Because we have no idea how to do that. If you were to ask 6 months ago we 
would've said AES-256 will last at least a decade, probably 50 years. A few 
years before that we were saying that SHA-1 is a great cryptographic hash. 
Running the math a few years ago I determined that with the trajectory of 
cryptographic research it would've been necessary to create a well over 
1024-bit hash with behaviors that are perfect by todays knowledge just to 
last a human lifetime, since then the trajectory has changed significantly 
and the same exercise today would probably result in 2000+ bits, 
extrapolating the trajectory of the trajectory, the size would be entirely 
unacceptable.
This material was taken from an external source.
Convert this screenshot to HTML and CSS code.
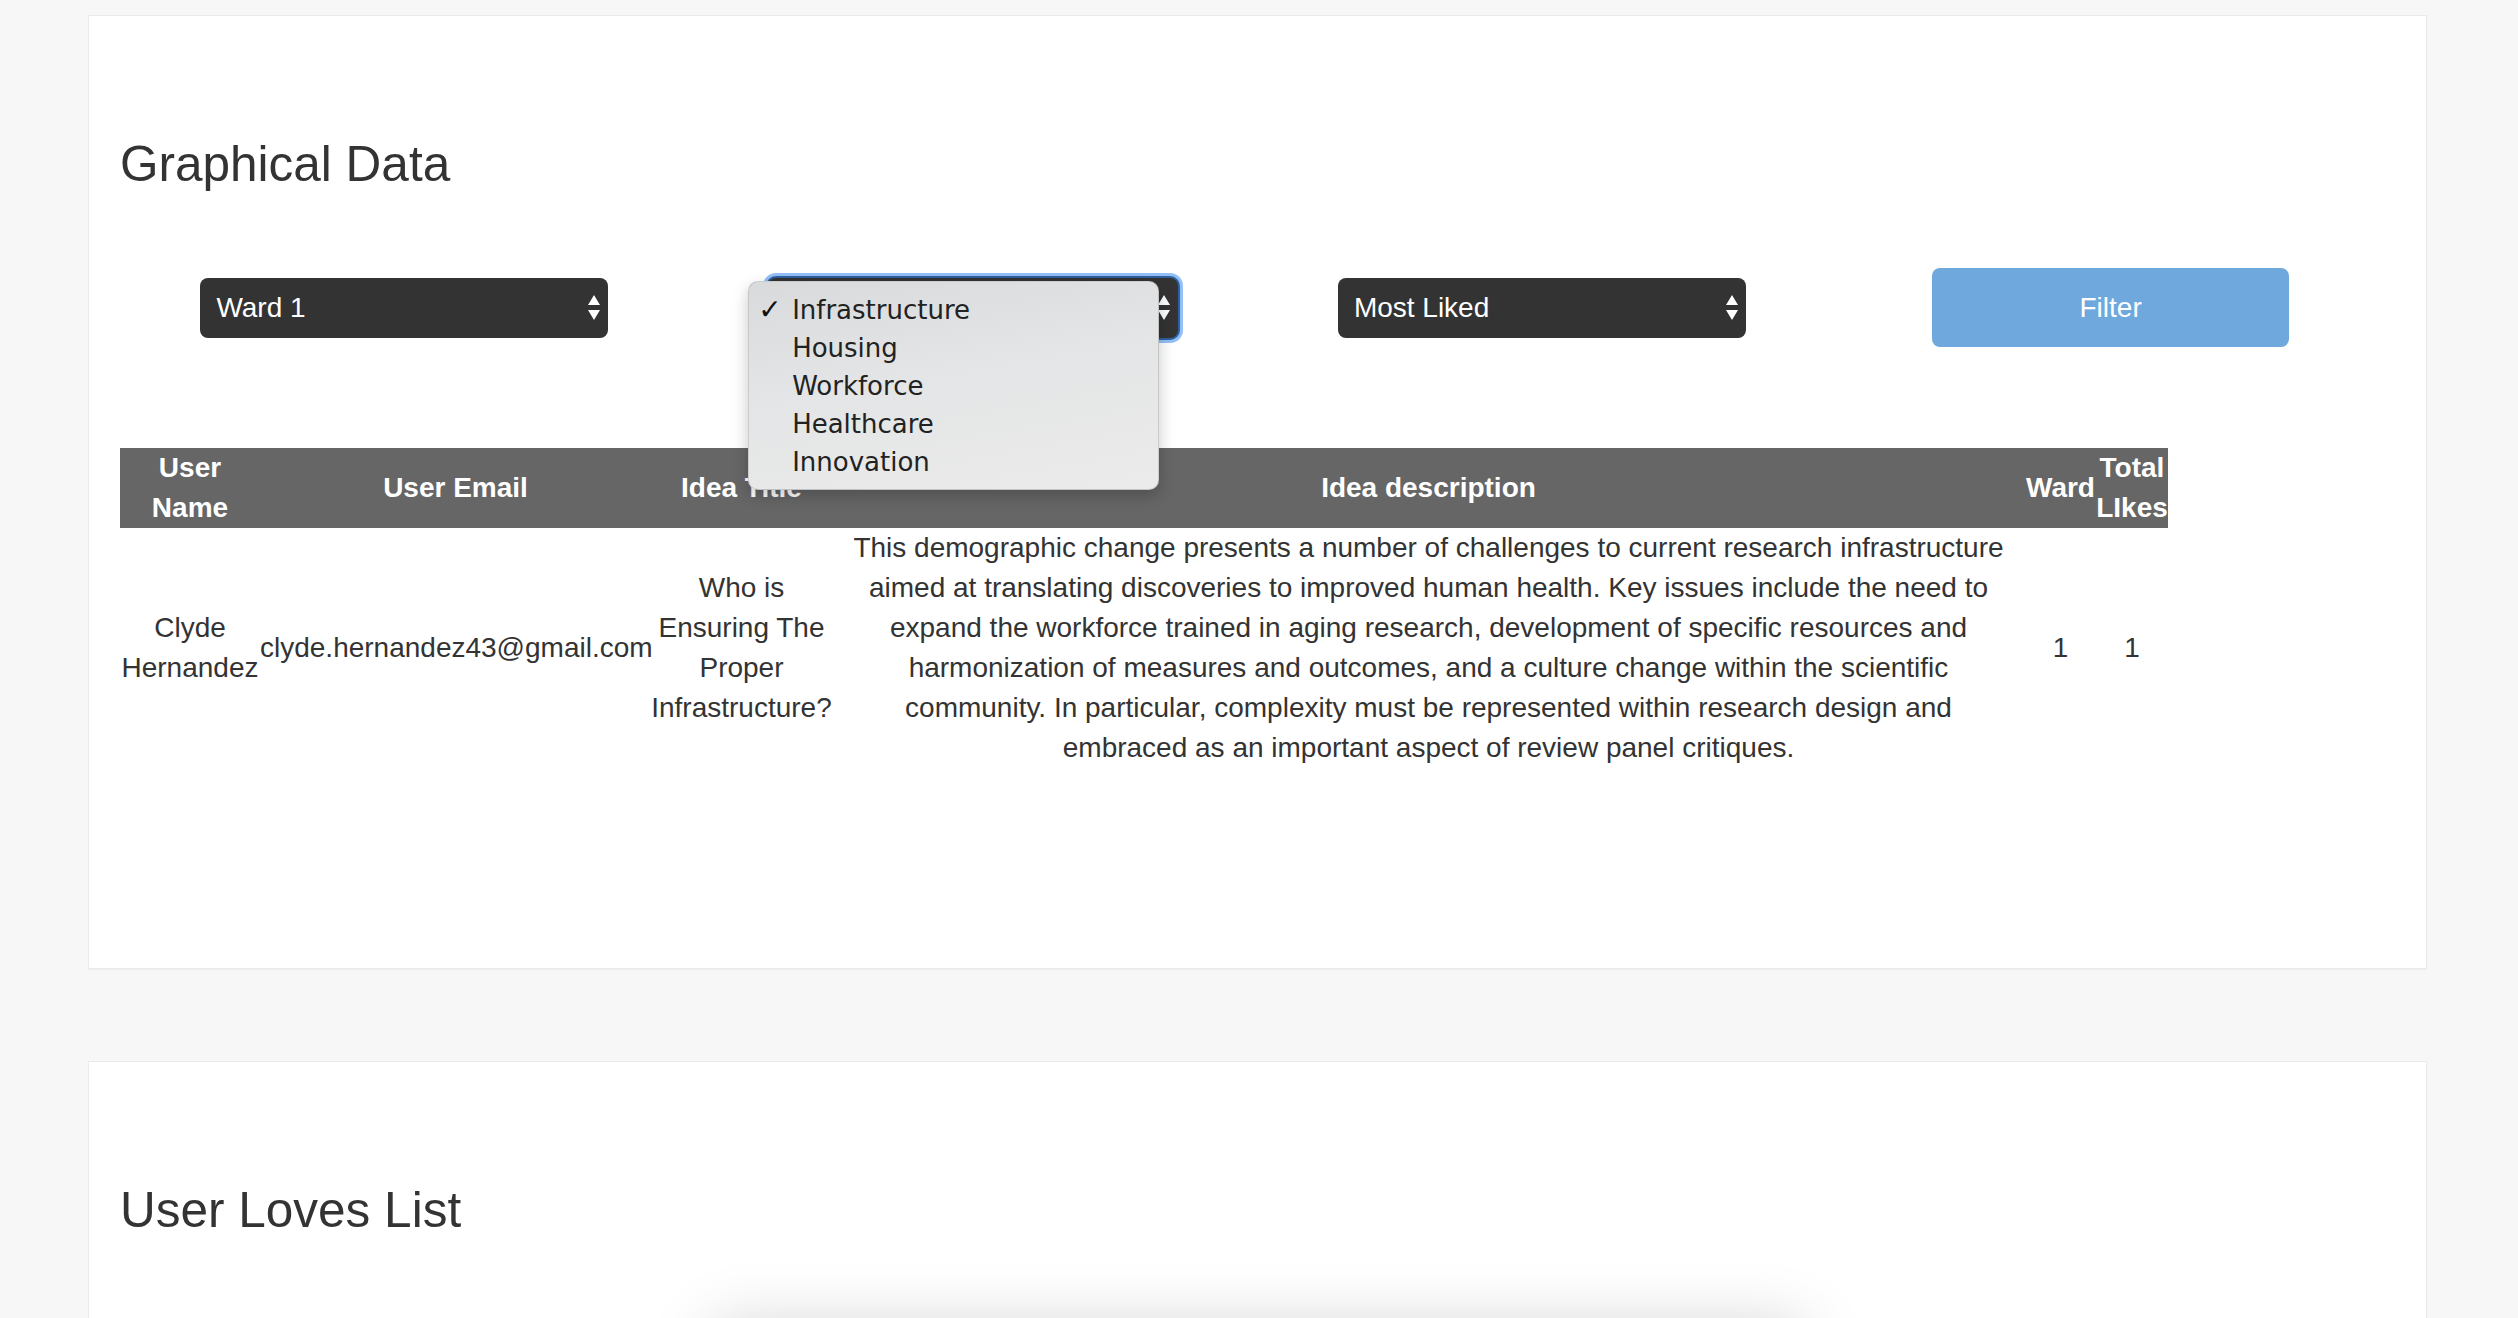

So, in short, collectively we have no idea how to make 
something secure for that long.
> So far, evidence supports the idea that the stereotypical Soviet
> tendency to overdesign might have been a better plan after all,
> because the paranoia about future discoveries and breaks that motivated
> that overdesign is being regularly proven out.
And that is why Kelsey found an attack on GOST, and why there is a class of 
weak keys. That is the problem, all future attacks are rather by definition 
a surprise.
> This is fundamental infrastructure now!  Crypto decisions now
> support the very roots of the world's data, and the cost of altering
> and reversing them grows ever larger.
By scheduling likely times for upgrades the prices can be assessed better, 
scheduled better, and works far better for business than the "OH ****. OUR 
**** IS BROKEN" experience that always results from trying to plan for 
longer than a few years at a time. It is far cheaper to build within the 
available knowledge, and design for a few years.
> If you can deploy something once, even something that uses three
> times as many rounds or key bits as you think now that you need,
Neither of those is a strong indicator of security. AES makes a great 
example, AES-256 has more rounds than AES-128, AES-256 has twice as many key 
bits as AES-128, and AES-256 has more attacks against it than AES-128. An 
increasing number of attack types are immune to the number of rounds, and 
key bits has rarely been a real issue.
There is no way predicting the far future of cryptography, it is hard enough 
to predict the reasonably near future.